→ **INSTRUCTION**: Find every line with the word "this". Copy those lines.

→ **INFORMATION SHOWN**:
╭──

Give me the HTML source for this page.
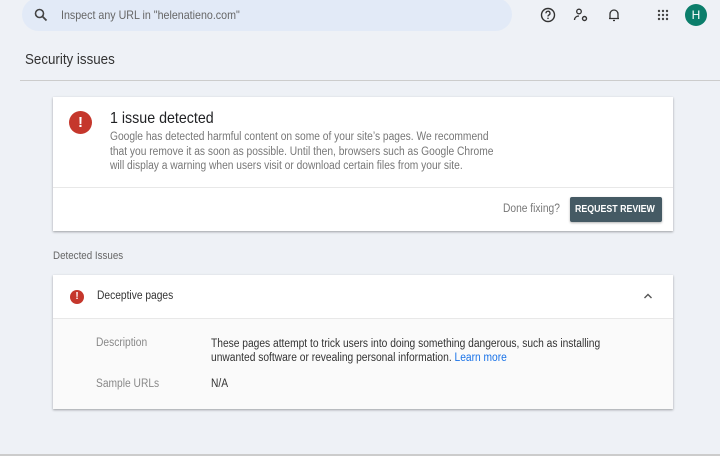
<!DOCTYPE html>
<html><head><meta charset="utf-8"><style>
*{margin:0;padding:0;box-sizing:border-box}
body{width:720px;height:456px;background:#eef1f6;font-family:"Liberation Sans",sans-serif;position:relative;overflow:hidden;color:#202124}
.a{position:absolute;white-space:nowrap}
.c{display:inline-block;transform:scaleX(.89);transform-origin:0 0}
.card{position:absolute;left:53px;width:620px;background:#fff;box-shadow:0 1px 2px rgba(0,0,0,.25),0 1px 3px rgba(0,0,0,.1)}
</style></head><body>
<div class="a" style="left:22px;top:-2px;width:490px;height:33px;background:#e2eaf7;border-radius:17px"></div>
<svg class="a" style="left:34px;top:8px" width="14" height="14" viewBox="0 0 14 14"><circle cx="5.5" cy="5.5" r="4" fill="none" stroke="#444" stroke-width="1.6"/><path d="M8.5 8.5L12.5 12.5" stroke="#444" stroke-width="1.8"/></svg>
<div class="a" style="left:61px;top:8px;font-size:12px;color:#666"><span class="c">Inspect any URL in "helenatieno.com"</span></div>
<svg class="a" style="left:540px;top:7px" width="16" height="16" viewBox="0 0 16 16"><circle cx="8" cy="8" r="6.5" fill="none" stroke="#333" stroke-width="1.4"/><path d="M6 6.3a2 2 0 1 1 2.7 1.8c-.6.3-.7.7-.7 1.4" fill="none" stroke="#333" stroke-width="1.3"/><circle cx="8" cy="11.3" r=".8" fill="#333"/></svg>
<svg class="a" style="left:573px;top:7px" width="16" height="16" viewBox="0 0 16 16"><circle cx="6" cy="4.5" r="2.3" fill="none" stroke="#333" stroke-width="1.3"/><path d="M1.5 13c0-2.5 2-4 4.5-4" fill="none" stroke="#333" stroke-width="1.3"/><circle cx="11.5" cy="11.5" r="2" fill="none" stroke="#333" stroke-width="1.4"/></svg>
<svg class="a" style="left:606px;top:7px" width="16" height="16" viewBox="0 0 16 16"><path d="M4 11.5V7a4 4 0 0 1 8 0v4.5H4zM3 11.5h10M7 13.5h2" fill="none" stroke="#333" stroke-width="1.3"/></svg>
<svg class="a" style="left:657px;top:9px" width="12" height="12" viewBox="0 0 12 12" fill="#444"><circle cx="2" cy="2" r="1.2"/><circle cx="6" cy="2" r="1.2"/><circle cx="10" cy="2" r="1.2"/><circle cx="2" cy="6" r="1.2"/><circle cx="6" cy="6" r="1.2"/><circle cx="10" cy="6" r="1.2"/><circle cx="2" cy="10" r="1.2"/><circle cx="6" cy="10" r="1.2"/><circle cx="10" cy="10" r="1.2"/></svg>
<div class="a" style="left:685px;top:4px;width:22px;height:22px;border-radius:50%;background:#0b7e6b;color:#fff;font-size:12px;text-align:center;line-height:22px">H</div>
<div class="a" style="left:25px;top:51px;font-size:15px;color:#333"><span class="c">Security issues</span></div>
<div class="a" style="left:20px;top:80px;width:700px;height:1px;background:#ccc"></div>

<div class="card" style="top:97px;height:134px"></div>
<div class="a" style="left:69px;top:111px;width:23px;height:23px;border-radius:50%;background:#c5372c;color:#fff;font-weight:bold;font-size:15px;text-align:center;line-height:23px">!</div>
<div class="a" style="left:110px;top:110px;font-size:16px;color:#202124"><span class="c">1 issue detected</span></div>
<div class="a" style="left:110px;top:130px;font-size:11.5px;line-height:14.5px;color:#777"><span class="c">Google has detected harmful content on some of your site’s pages. We recommend<br>that you remove it as soon as possible. Until then, browsers such as Google Chrome<br>will display a warning when users visit or download certain files from your site.</span></div>
<div class="a" style="left:53px;top:187px;width:620px;height:1px;background:#e8e8e8"></div>
<div class="a" style="left:503px;top:203px;font-size:11.5px;color:#777"><span class="c">Done fixing?</span></div>
<div class="a" style="left:570px;top:197px;width:92px;height:25px;background:#455a64;border-radius:2px;box-shadow:0 1px 2px rgba(0,0,0,.3);color:#fff;font-size:10.5px;font-weight:bold;line-height:25px;padding-left:5px"><span style="display:inline-block;transform:scaleX(.84);transform-origin:0 0">REQUEST REVIEW</span></div>

<div class="a" style="left:53px;top:250px;font-size:11px;color:#666"><span class="c">Detected Issues</span></div>
<div class="card" style="top:275px;height:134px;background:#fafafa"></div>
<div class="a" style="left:53px;top:275px;width:620px;height:44px;background:#fff;border-bottom:1px solid #e8e8e8"></div>
<div class="a" style="left:70px;top:290px;width:14px;height:14px;border-radius:50%;background:#c5372c;color:#fff;font-weight:bold;font-size:10px;text-align:center;line-height:14px">!</div>
<div class="a" style="left:97px;top:290px;font-size:11.5px;color:#333"><span class="c">Deceptive pages</span></div>
<svg class="a" style="left:643px;top:292px" width="10" height="8" viewBox="0 0 10 8"><path d="M1.5 6L5 2.5 8.5 6" fill="none" stroke="#555" stroke-width="1.4"/></svg>
<div class="a" style="left:96px;top:337px;font-size:11.5px;color:#888"><span class="c">Description</span></div>
<div class="a" style="left:211px;top:337px;font-size:11.5px;line-height:14px;color:#333"><span class="c">These pages attempt to trick users into doing something dangerous, such as installing<br>unwanted software or revealing personal information. <span style="color:#1a73e8">Learn more</span></span></div>
<div class="a" style="left:96px;top:378px;font-size:11.5px;color:#888"><span class="c">Sample URLs</span></div>
<div class="a" style="left:211px;top:378px;font-size:11.5px;color:#333"><span class="c">N/A</span></div>
<div class="a" style="left:0;top:454px;width:720px;height:2px;background:#ccc"></div>
</body></html>
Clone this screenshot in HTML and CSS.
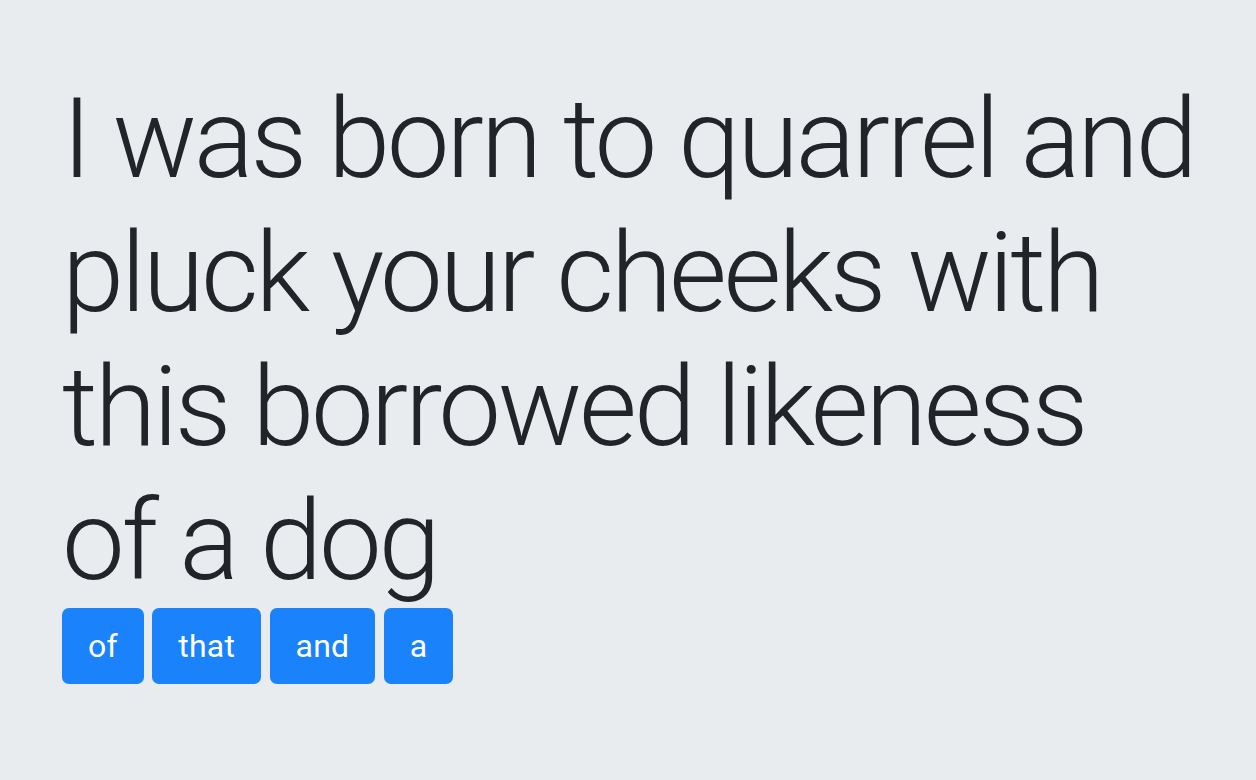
FILE: index.html
```html
<!DOCTYPE html>
<html>
<head>
<meta charset="utf-8">
<link rel="stylesheet" href="styles.css">
</head>
<body>
<main class="page">
  <h1 class="quote">I was born to quarrel and pluck your cheeks with this borrowed likeness of a dog</h1>
  <div class="words">
    <button class="word">of</button>
    <button class="word">that</button>
    <button class="word">and</button>
    <button class="word">a</button>
  </div>
</main>
</body>
</html>
```
FILE: styles.css
```css
html, body {
  margin: 0;
  padding: 0;
  background: #e9ecef;
}
.page {
  padding: 72px 40px 0 62px;
  font-family: Roboto, "Noto Sans", sans-serif;
}
.quote {
  margin: 0;
  max-width: 1134px;
  font-size: 112px;
  font-weight: 300;
  line-height: 134px;
  letter-spacing: -3.3px;
  color: #212529;
}
.words {
  display: flex;
  gap: 8.5px;
}
.word {
  height: 76px;
  padding: 0 26px;
  border: none;
  border-radius: 7px;
  background: #1a82fb;
  color: #fff;
  font-family: Roboto, "Noto Sans", sans-serif;
  font-size: 32px;
  font-weight: 400;
  letter-spacing: 0.2px;
}
```
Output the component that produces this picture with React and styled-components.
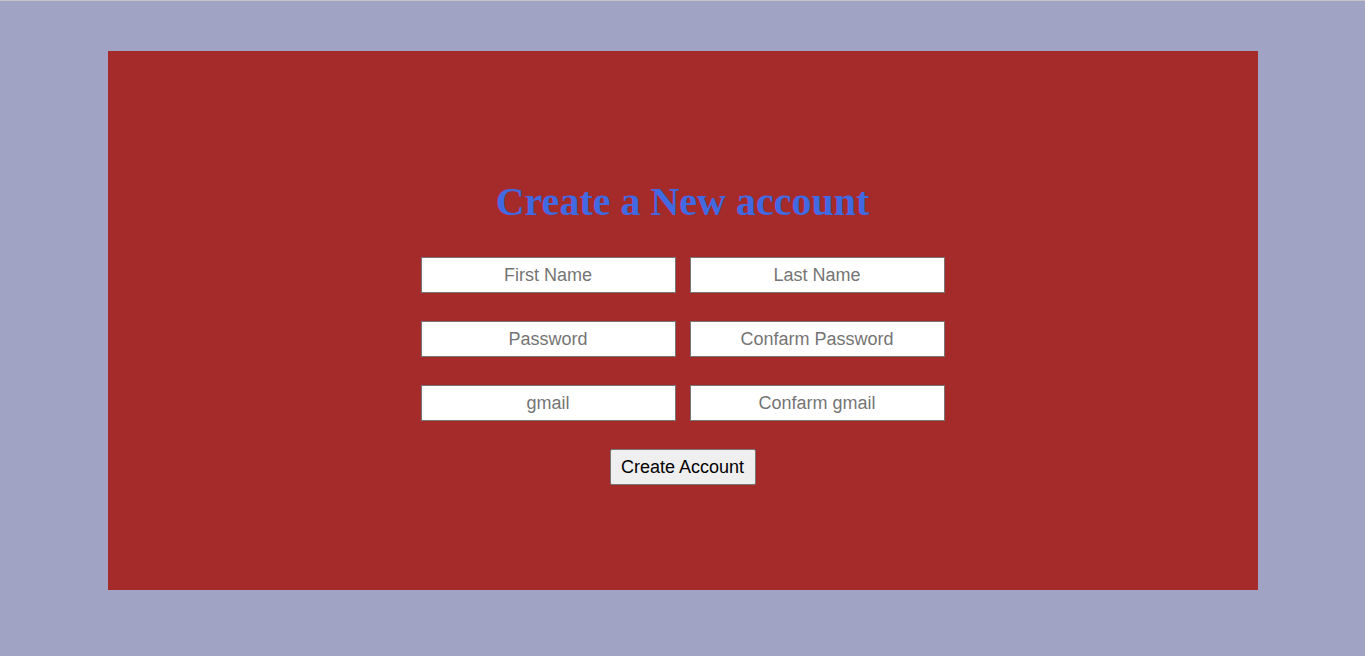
import styled, { createGlobalStyle } from "styled-components";

const GlobalStyle = createGlobalStyle`
  html, body {
    margin: 0;
    padding: 0;
  }
  body {
    background-color: #a1a3c5;
    border-top: 1px solid #c4c4c4;
    font-family: "Liberation Sans", Arial, sans-serif;
  }
`;

const Page = styled.div`
  min-height: 655px;
  box-sizing: border-box;
  padding-top: 50px;
  display: flex;
  justify-content: center;
  align-items: flex-start;
`;

const Card = styled.div`
  width: 1150px;
  height: 539px;
  background-color: #a52a2a;
  display: flex;
  flex-direction: column;
  align-items: center;
  box-sizing: border-box;
  padding-top: 128px;
`;

const Title = styled.h1`
  margin: 0 0 32px;
  font-family: "Liberation Serif", "Times New Roman", serif;
  font-size: 40px;
  line-height: 46px;
  font-weight: bold;
  color: #4169e1;
`;

const Form = styled.form`
  display: flex;
  flex-direction: column;
  align-items: center;
  gap: 28px;
`;

const Row = styled.div`
  display: flex;
  gap: 14px;
`;

const Field = styled.input`
  width: 255px;
  height: 36px;
  box-sizing: border-box;
  border: 1px solid #767676;
  border-radius: 0;
  background: #fff;
  padding: 0 4px;
  font-family: "Liberation Sans", Arial, sans-serif;
  font-size: 18px;
  text-align: center;
  color: #000;
  outline: none;

  &::placeholder {
    color: #757575;
  }
`;

const Button = styled.button`
  width: 146px;
  height: 36px;
  box-sizing: border-box;
  padding: 0;
  border: 1px solid #767676;
  border-radius: 2px;
  background-color: #efefef;
  font-family: "Liberation Sans", Arial, sans-serif;
  font-size: 18px;
  color: #000;
`;

const rows = [
  ["First Name", "Last Name"],
  ["Password", "Confarm Password"],
  ["gmail", "Confarm gmail"],
];

export default function App() {
  return (
    <>
      <GlobalStyle />
      <Page>
        <Card>
          <Title>Create a New account</Title>
          <Form onSubmit={(e) => e.preventDefault()}>
            {rows.map(([a, b]) => (
              <Row key={a}>
                <Field placeholder={a} />
                <Field placeholder={b} />
              </Row>
            ))}
            <Button type="submit">Create Account</Button>
          </Form>
        </Card>
      </Page>
    </>
  );
}
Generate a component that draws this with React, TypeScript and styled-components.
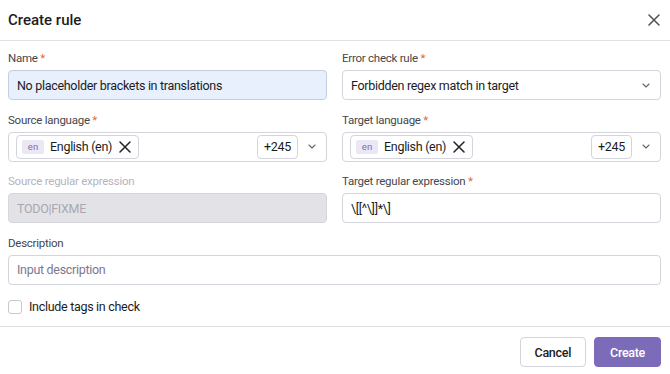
import React, { FC } from 'react';
import styled, { createGlobalStyle } from 'styled-components';

const GlobalStyle = createGlobalStyle`
  body {
    margin: 0;
    background: #ffffff;
    font-family: Roboto, 'Liberation Sans', sans-serif;
    color: #1c1c1e;
  }
`;

const CloseIcon: FC<{ size?: number; color?: string; width?: number }> = ({ size = 12, color = '#555', width = 1.6 }) => (
  <svg width={size} height={size} viewBox="0 0 12 12" fill="none">
    <path d="M1 1L11 11M11 1L1 11" stroke={color} strokeWidth={width} strokeLinecap="round" />
  </svg>
);

const Chevron = () => (
  <svg width="8" height="5" viewBox="0 0 8 5" fill="none">
    <path d="M1 1L4 4L7 1" stroke="#666" strokeWidth="1.1" strokeLinecap="round" strokeLinejoin="round" />
  </svg>
);

const LanguageSelect: FC = () => (
  <MultiBox>
    <Tag>
      <LangCode>en</LangCode>
      <TagText>English (en)</TagText>
      <CloseIcon size={12} color="#222" width={1.5} />
    </Tag>
    <Spacer />
    <Counter>+245</Counter>
    <ChevronWrap>
      <Chevron />
    </ChevronWrap>
  </MultiBox>
);

const App: FC = () => {
  return (
    <>
      <GlobalStyle />
      <Dialog>
        <Header>
          <Title>Create rule</Title>
          <CloseButton>
            <CloseIcon />
          </CloseButton>
        </Header>
        <Body>
          <Field>
            <Label>
              Name <Req>*</Req>
            </Label>
            <Input $autofill>No placeholder brackets in translations</Input>
          </Field>
          <Field>
            <Label>
              Error check rule <Req>*</Req>
            </Label>
            <Input>
              <span>Forbidden regex match in target</span>
              <Spacer />
              <Chevron />
            </Input>
          </Field>
          <Field>
            <Label>
              Source language <Req>*</Req>
            </Label>
            <LanguageSelect />
          </Field>
          <Field>
            <Label>
              Target language <Req>*</Req>
            </Label>
            <LanguageSelect />
          </Field>
          <Field>
            <Label $disabled>Source regular expression</Label>
            <Input $disabled>TODO|FIXME</Input>
          </Field>
          <Field>
            <Label>
              Target regular expression <Req>*</Req>
            </Label>
            <Input>{'\\[[^\\]]*\\]'}</Input>
          </Field>
          <Field $wide>
            <Label>Description</Label>
            <Input $placeholder>Input description</Input>
          </Field>
          <CheckRow>
            <CheckBox />
            <span>Include tags in check</span>
          </CheckRow>
        </Body>
        <Footer>
          <Button>Cancel</Button>
          <Button $primary>Create</Button>
        </Footer>
      </Dialog>
    </>
  );
};

const Dialog = styled.div`
  width: 670px;
  background: #ffffff;
  font-size: 12.5px;
  letter-spacing: -0.3px;
`;

const Header = styled.div`
  display: flex;
  align-items: center;
  justify-content: space-between;
  height: 40px;
  padding: 0 9px 0 8px;
  border-bottom: 1px solid #e2e2e6;
`;

const Title = styled.h1`
  margin: 0;
  font-size: 15px;
  font-weight: 500;
  letter-spacing: 0;
  color: #1c1c1e;
`;

const CloseButton = styled.div`
  display: flex;
  align-items: center;
  justify-content: center;
  width: 14px;
  height: 14px;
`;

const Body = styled.div`
  display: grid;
  grid-template-columns: 1fr 1fr;
  column-gap: 15px;
  row-gap: 11.5px;
  padding: 9px 9px 12px 8px;
  border-bottom: 1px solid #e2e2e6;
`;

const Field = styled.div<{ $wide?: boolean }>`
  display: flex;
  flex-direction: column;
  gap: 4px;
  grid-column: ${(p) => (p.$wide ? '1 / span 2' : 'auto')};
`;

const Label = styled.div<{ $disabled?: boolean }>`
  height: 16px;
  line-height: 16px;
  font-size: 11.5px;
  letter-spacing: -0.25px;
  color: ${(p) => (p.$disabled ? '#b4b4bc' : '#46464c')};
`;

const Req = styled.span`
  color: #e8623c;
`;

const Input = styled.div<{ $autofill?: boolean; $disabled?: boolean; $placeholder?: boolean }>`
  display: flex;
  align-items: center;
  box-sizing: border-box;
  height: 30px;
  padding: 0 10px 0 8px;
  border-radius: 4px;
  border: 1px solid ${(p) => (p.$autofill ? '#c5cde0' : p.$disabled ? '#d6d6dc' : '#d4d4dc')};
  background: ${(p) => (p.$autofill ? '#e8f0fe' : p.$disabled ? '#e3e3e7' : '#ffffff')};
  color: ${(p) => (p.$disabled ? '#a8a8b0' : p.$placeholder ? '#7c7890' : '#1c1c1e')};
`;

const MultiBox = styled.div`
  display: flex;
  align-items: center;
  box-sizing: border-box;
  height: 30px;
  padding: 0 10px 0 7px;
  border: 1px solid #d4d4dc;
  border-radius: 4px;
`;

const Tag = styled.div`
  display: flex;
  align-items: center;
  gap: 6px;
  box-sizing: border-box;
  height: 24px;
  padding: 0 7px 0 5px;
  border: 1px solid #d4d4dc;
  border-radius: 4px;
`;

const LangCode = styled.span`
  display: flex;
  align-items: center;
  justify-content: center;
  width: 22px;
  height: 14px;
  background: #ebe8f6;
  color: #7b6bb8;
  font-size: 9.5px;
  letter-spacing: 0;
  border-radius: 2px;
`;

const TagText = styled.span`
  margin-right: 1px;
`;

const Spacer = styled.div`
  flex: 1;
`;

const Counter = styled.div`
  display: flex;
  align-items: center;
  box-sizing: border-box;
  height: 24px;
  padding: 0 6px;
  border: 1px solid #d4d4dc;
  border-radius: 4px;
`;

const ChevronWrap = styled.div`
  display: flex;
  margin-left: 10px;
`;

const CheckRow = styled.label`
  grid-column: 1 / span 2;
  display: flex;
  align-items: center;
  gap: 7px;
  margin-top: 3px;
  color: #1c1c1e;
`;

const CheckBox = styled.span`
  box-sizing: border-box;
  width: 14px;
  height: 14px;
  border: 1px solid #c8c8d0;
  border-radius: 3px;
  background: #fff;
`;

const Footer = styled.div`
  display: flex;
  justify-content: flex-end;
  gap: 8px;
  padding: 10px 9px 8px 8px;
`;

const Button = styled.button<{ $primary?: boolean }>`
  box-sizing: border-box;
  height: 30px;
  padding: 0 ${(p) => (p.$primary ? '15px' : '14px')};
  border-radius: 4px;
  border: 1px solid ${(p) => (p.$primary ? '#7b6bb8' : '#d4d4dc')};
  background: ${(p) => (p.$primary ? '#7b6bb8' : '#ffffff')};
  color: ${(p) => (p.$primary ? '#ffffff' : '#1c1c1e')};
  font-family: Roboto, 'Liberation Sans', sans-serif;
  font-size: 12.5px;
  letter-spacing: -0.3px;
  font-weight: 500;
`;

export default App;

╰──

→ **ANSWER BELOW**:
Give me the HTML source for this page.
Clone this screenshot in HTML and CSS.
  <h1 class="quote">I was born to quarrel and pluck your cheeks with this borrowed likeness of a dog</h1>
Output the component that produces this picture with React and styled-components.
Generate a component that draws this with React, TypeScript and styled-components.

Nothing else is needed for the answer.